Students in Nigeria are taught that Funmilayo Ransome-Kuti was the first woman to drive a car. Her political activism, however, is rarely mentioned in the classroom. Nwanyeruwa led thousands of Aba women to protest in 1929, when taxes were imposed on them despite their still-meager wages. But her efforts, too, are regularly overlooked.
While highlighting contributions to the country’s independence made by male politicians like Obafemi Awolowo and Nnamdi Azikiwe, historians minimize the efforts of women to a cursory mention in current affairs books.
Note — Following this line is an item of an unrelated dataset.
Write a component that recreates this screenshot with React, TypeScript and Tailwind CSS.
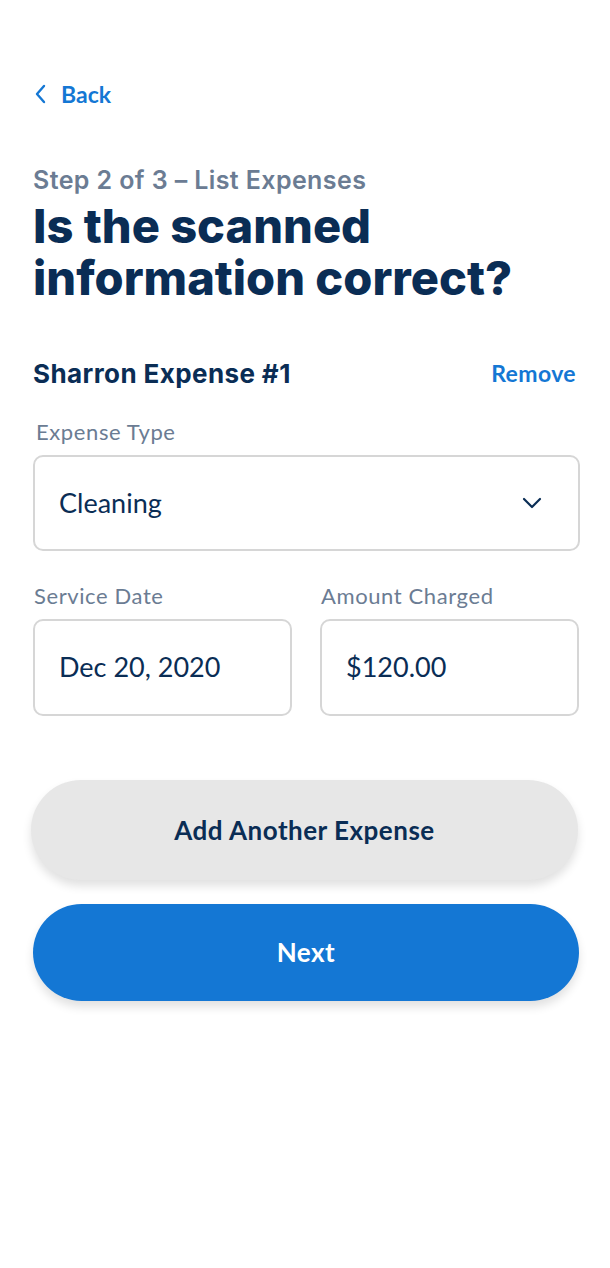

Gender discrimination is woven into the fabric of Nigeria's history. The country was ranked 128 out of 153 countries in closing the gender gap in 2020, in a report carried out by the World Economic Forum. Women make contributions at home and in the workplace, despite every sector being male-dominated. They strive for change, but must accept the possibility that their efforts will go unacknowledged. Their erasure is effectively a form of discrimination.
"It is only when the impacts of women are recognized that Nigeria will be seen as a nation that is progressive and a country that takes into account the rights, impacts and futures of women," said Sarah Egbo, the policy lead at the Gender Mobile Initiative.
Changing the narrative
Growing up in Africa's most populous nation, investigative journalist Kiki Mordi, witnessed how much women's contributions to society were being overlooked. Considering how grave the erasure of women's impact is today, Mordi wondered how bad it was in the past, especially pre-internet. With this in mind, Mordi was inspired to create Document Women, a media initiative that equips readers with the knowledge needed to advocate for gender equality.
"I am a storyteller and I wanted to start up my own media [outlet]. I know this is a story I'm always inclined to tell — stories of women, and my passion to battle [their] erasure," she said.
The online publication combats the erasure of women's contributions to society in both the past and the present. It amplifies women’s voices, reports on the challenges they face, and acknowledges the impacts they have had on society. The outlet also advocates for female victims of abuse and connects them to resources. It has, in addition, helped women secure job opportunities.
Document Women strives to highlight stories that are not being covered by mainstream media outlets. The section on its site titled 'Arewa Voices', for instance, features the stories of women in northern Nigeria. Articles here have covered the realities of female genital mutilation, and have offered a look at what Christmas is like for Arewa Christian Women.
The category 'Working Womxn', spotlights the accomplishments of working class women in the country, and its coverage goes beyond the shores of Nigeria in its 'Iconic Women’ category, which includes articles that recognize the accomplishments of women in different fields. The site's DW Pride section promotes gender diversity by telling the stories of LGBTQ+ people. These stories are hard to come by in a conservative society like Nigeria, and they regularly receive backlash.
Mordi and her team had to overcome obstacles like corruption and poor electricity supply when launching Document Women. For the newsroom’s journalists, the lack of representative data on Nigerians, specifically women, also poses a challenge.
"We want figures to back up our investigations and assertions. We found out that the figures, as scarce as they are, are not representative [of Nigerian women]," said Mordi.
Mordi's vision for Document Women
Mordi hopes to develop Document Women into a mainstream, profitable publication able to compete in Nigeria’s media ecosystem. They are sometimes pushed to the side, however, because media output in the country is largely centered around men.
"It is possible to document women and make money. What is it about women that people will not want to read?"
The future is female
Mordi and her team have ambitious plans to expand Document Women’s mission. They hope to mold it into an incubator for other startups that highlight and support women in tech, politics and more. It also hopes to increase the amount of statistics and information available on African women.
"We believe data is an important aspect of storytelling and a big driver of change. We want to build the largest digital library dedicated to women,” said Mordi. "Every product we put out there is to provide a balance in the ecosystem and help fight the structural erasure women face."